"As luck would have it, my next-door neighbor and good friend, Larry O'Neal, offered to rebuild, balance, and blueprint the engine-one that would be befitting the GTX," Darrell says. Larry runs Larry's Performance Engines, also in Lakeland. Before Larry could cook up a 440 for the GTX, he gave Darrell a shopping list, which included: Edelbrock 6092 aluminum heads; a Torker single-plane aluminum intake; a Holley 850 double-pumper; a Comp 23-741-8 roller cam; solid lifters; Crane Gold race rockers; TRW L2355 pistons; and March Performance serpentine pulleys. Also on the list was a Milodon 7-quart oil pan with pickup; a true roller timing gearset; a Mopar Performance electronic ignition and aluminum water-pump housing; Dynomax headers with Stage 8 lockers; a Fluidamper balancer; and a K&N filter. All this was built around the factory rotating assembly.
"When Larry pulled those brand-spanking-new heads out of the box and commenced to porting and polishing, I thought I'd die," Darrell says. While Larry built the engine, Darrell and his 9-year-old daughter, Danielle, attempted their first transmission rebuild with a B&M TransKit in hand. "The instructions from B&M were clear and concise, so we had no difficulty rebuilding the 727," he says. "And needless to say, the engine turned out beautiful. With the engine on the stand and all the sub-assemblies restored, I waited anxiously for the bodywork."
Finally, Jeff needed a color code. "I wasn't really enthused about the factory [GG1] Dark Forest Green because I wanted the stripes to show well," Darrell says. "I did want to keep the spirit of the green and white factory colors somehow; the car just needed more pizzazz." For that, Darrell turned to his wife, Theresa, who picked out the Jalapeno Green Metallic. Black stripes and Pearl White interior from Legendary would complement the emerald color. Jeff painted the car with PPG basecoat/clearcoat and then wet-sanded and buffed it.
Soon, Darrell had the car back home and sitting on the chassis. After about four months of putting all the subassemblies back on the car, it was time to install the engine. In July 2001, with the help of Larry and Jeff, the 440 went into the engine bay. After everything was hooked up and the fluids were checked, it was time for the moment of truth.
With Larry working the throttle from the outside and Jeff standing by with a fire extinguisher, Darrell turned the key.
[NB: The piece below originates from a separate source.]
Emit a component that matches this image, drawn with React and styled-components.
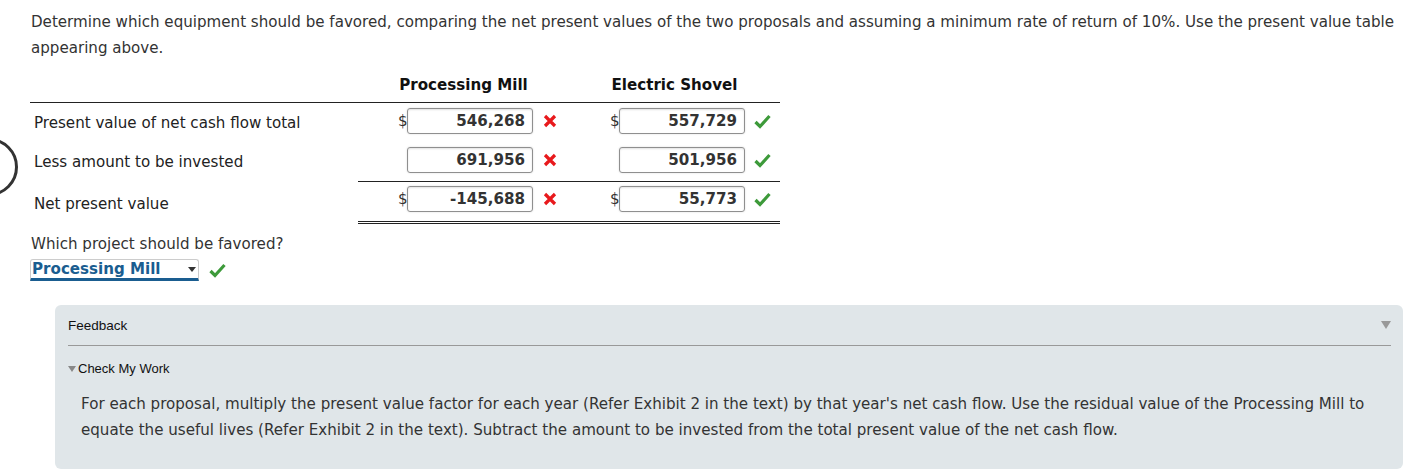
import styled, { createGlobalStyle } from "styled-components"

const Global = createGlobalStyle`
  html, body { margin: 0; padding: 0; background: #fff; }
  body { font-family: Verdana, "DejaVu Sans", sans-serif; color: #333; }
`

const Page = styled.div`
  position: relative;
  padding: 9px 10px 0 31px;
  overflow: hidden;
  height: 476px;
  box-sizing: border-box;
`

const Ring = styled.div`
  position: absolute;
  left: -40px;
  top: 138px;
  width: 52px;
  height: 52px;
  border: 3px solid #333;
  border-radius: 50%;
`

const Intro = styled.p`
  margin: 0;
  font-size: 15.1px;
  line-height: 26px;
`

const Table = styled.div`
  margin-top: 7px;
  display: grid;
  grid-template-columns: 328px 211px 211px;
  width: 750px;
  margin-left: -1px;
`

const Head = styled.div`
  height: 35px;
  box-sizing: border-box;
  display: flex;
  align-items: center;
  justify-content: center;
  font-weight: bold;
  font-size: 15.1px;
  color: #111;
  border-bottom: 1px solid #222;
`

const Label = styled.div`
  height: ${p => (p.$low ? "43px" : "39px")};
  display: flex;
  align-items: center;
  padding: ${p => (p.$low ? "2px" : "0")} 4px 0;
  box-sizing: border-box;
  font-size: 15.1px;
  color: #222;
`

const Cell = styled.div`
  height: ${p => (p.$total ? "43px" : "39px")};
  box-sizing: border-box;
  display: flex;
  align-items: flex-start;
  padding-top: ${p => (p.$total ? "4px" : "5px")};
  padding-left: ${p => (p.$right ? "41px" : "40px")};
  ${p => p.$total && "border-top: 1px solid #222; border-bottom: 3px double #222;"}
`

const Dollar = styled.span`
  width: 9px;
  height: 26px;
  line-height: 26px;
  font-size: 15.1px;
  color: #333;
`

const Box = styled.div`
  width: 126px;
  height: 26px;
  box-sizing: border-box;
  border: 1px solid #8f8f8f;
  border-radius: 3px;
  box-shadow: inset 0 1px 2px rgba(0, 0, 0, 0.12), 0 0 2px rgba(0, 0, 0, 0.15);
  display: flex;
  align-items: center;
  justify-content: flex-end;
  padding-right: 7px;
  font-weight: bold;
  font-size: 15.1px;
  color: #333;
  margin-left: ${p => (p.$nodollar ? "9px" : "0")};
`

const Mark = styled.span`
  margin-left: ${p => p.$gap}px;
  height: 26px;
  display: flex;
  align-items: center;
`

const Question = styled.div`
  margin-top: 10px;
  font-size: 15.1px;
  line-height: 20px;
  color: #333;
`

const SelectRow = styled.div`
  display: flex;
  align-items: center;
  gap: 10px;
  margin-top: 5px;
  margin-left: -1px;
`

const Select = styled.div`
  width: 169px;
  height: 22px;
  box-sizing: border-box;
  border: 1px solid #ccc;
  border-bottom: 3px solid #1a5d90;
  border-radius: 3px 3px 0 0;
  display: flex;
  align-items: center;
  justify-content: space-between;
  padding: 0 0 0 1px;
  font-weight: bold;
  font-size: 15.1px;
  color: #1a5d90;
  line-height: 16px;
`

const Caret = styled.span`
  width: 0;
  height: 0;
  border-left: 4px solid transparent;
  border-right: 4px solid transparent;
  border-top: 5px solid #333;
  margin-right: 2px;
`

const Panel = styled.div`
  margin: 24px 0 0 24px;
  width: 1348px;
  height: 164px;
  box-sizing: border-box;
  background: #e0e6e9;
  border-radius: 6px;
  padding: 0 12px 0 13px;
  font-family: Arial, "Liberation Sans", sans-serif;
`

const PanelHead = styled.div`
  height: 40px;
  display: flex;
  align-items: center;
  justify-content: space-between;
  font-size: 13.5px;
  color: #111;
  border-bottom: 1px solid #999;
`

const DownTri = styled.span`
  width: 0;
  height: 0;
  border-left: ${p => p.$s}px solid transparent;
  border-right: ${p => p.$s}px solid transparent;
  border-top: ${p => p.$s * 1.6}px solid ${p => p.$c};
  display: inline-block;
`

const CheckHead = styled.div`
  margin-top: 15px;
  display: flex;
  align-items: center;
  gap: 2px;
  font-size: 13px;
  color: #111;
`

const FeedText = styled.p`
  margin: 15px 0 0 13px;
  font-family: Verdana, "DejaVu Sans", sans-serif;
  font-size: 15.1px;
  line-height: 26px;
  color: #333;
`

const Cross = () => (
  <svg width="14" height="14" viewBox="0 0 14 14">
    <path d="M2 2 L12 12 M12 2 L2 12" stroke="#e8191c" strokeWidth="3.2" strokeLinecap="butt" />
  </svg>
)

const Tick = () => (
  <svg width="17" height="15" viewBox="0 0 17 15">
    <path d="M1.5 8 L6 12.5 L15.5 2" fill="none" stroke="#3d9a3a" strokeWidth="3.2" />
  </svg>
)

const rows = [
  { label: "Present value of net cash flow total", pm: "546,268", es: "557,729", dollar: true },
  { label: "Less amount to be invested", pm: "691,956", es: "501,956", dollar: false },
  { label: "Net present value", pm: "-145,688", es: "55,773", dollar: true, total: true },
]

export default function App() {
  return (
    <>
      <Global />
      <Page>
        <Ring />
        <Intro>
          Determine which equipment should be favored, comparing the net present values of the two proposals and
          assuming a minimum rate of return of 10%. Use the present value table appearing above.
        </Intro>
        <Table>
          <Head />
          <Head>Processing Mill</Head>
          <Head>Electric Shovel</Head>
          {rows.map(r => (
            <>
              <Label key={r.label + "l"} $low={r.total}>{r.label}</Label>
              <Cell key={r.label + "p"} $total={r.total}>
                {r.dollar && <Dollar>$</Dollar>}
                <Box $nodollar={!r.dollar}>{r.pm}</Box>
                <Mark $gap={10}><Cross /></Mark>
              </Cell>
              <Cell key={r.label + "e"} $right $total={r.total}>
                {r.dollar && <Dollar>$</Dollar>}
                <Box $nodollar={!r.dollar}>{r.es}</Box>
                <Mark $gap={9}><Tick /></Mark>
              </Cell>
            </>
          ))}
        </Table>
        <Question>Which project should be favored?</Question>
        <SelectRow>
          <Select>
            Processing Mill
            <Caret />
          </Select>
          <Tick />
        </SelectRow>
        <Panel>
          <PanelHead>
            Feedback
            <DownTri $s={5} $c="#999" />
          </PanelHead>
          <CheckHead>
            <DownTri $s={4} $c="#888" />
            Check My Work
          </CheckHead>
          <FeedText>
            For each proposal, multiply the present value factor for each year (Refer Exhibit 2 in the text) by that
            year's net cash flow. Use the residual value of the Processing Mill to equate the useful lives (Refer
            Exhibit 2 in the text). Subtract the amount to be invested from the total present value of the net cash
            flow.
          </FeedText>
        </Panel>
      </Page>
    </>
  )
}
The instant roar of the 440 was the sound of success. "After a little tweaking here and there, it was on to Step Two," Darrell says. "I put the gearshift into Reverse and held my breath. It worked, much to my amazement, and I backed out into the light of day with my prize."
Although the car has not yet been on the dyno, Larry estimates it is about a 500hp engine. After the glass was installed and the frontend aligned, the GTX was ready to hit the road. In November 2002, Darrell drove the car 120 miles up to Don Garlits' 15th Annual Mopars With Big Daddy show, and it won First Place in the Participants' Choice category. Now, after taking advantage of some great examples of GTX restoration, Darrell finally has a jewel of his own.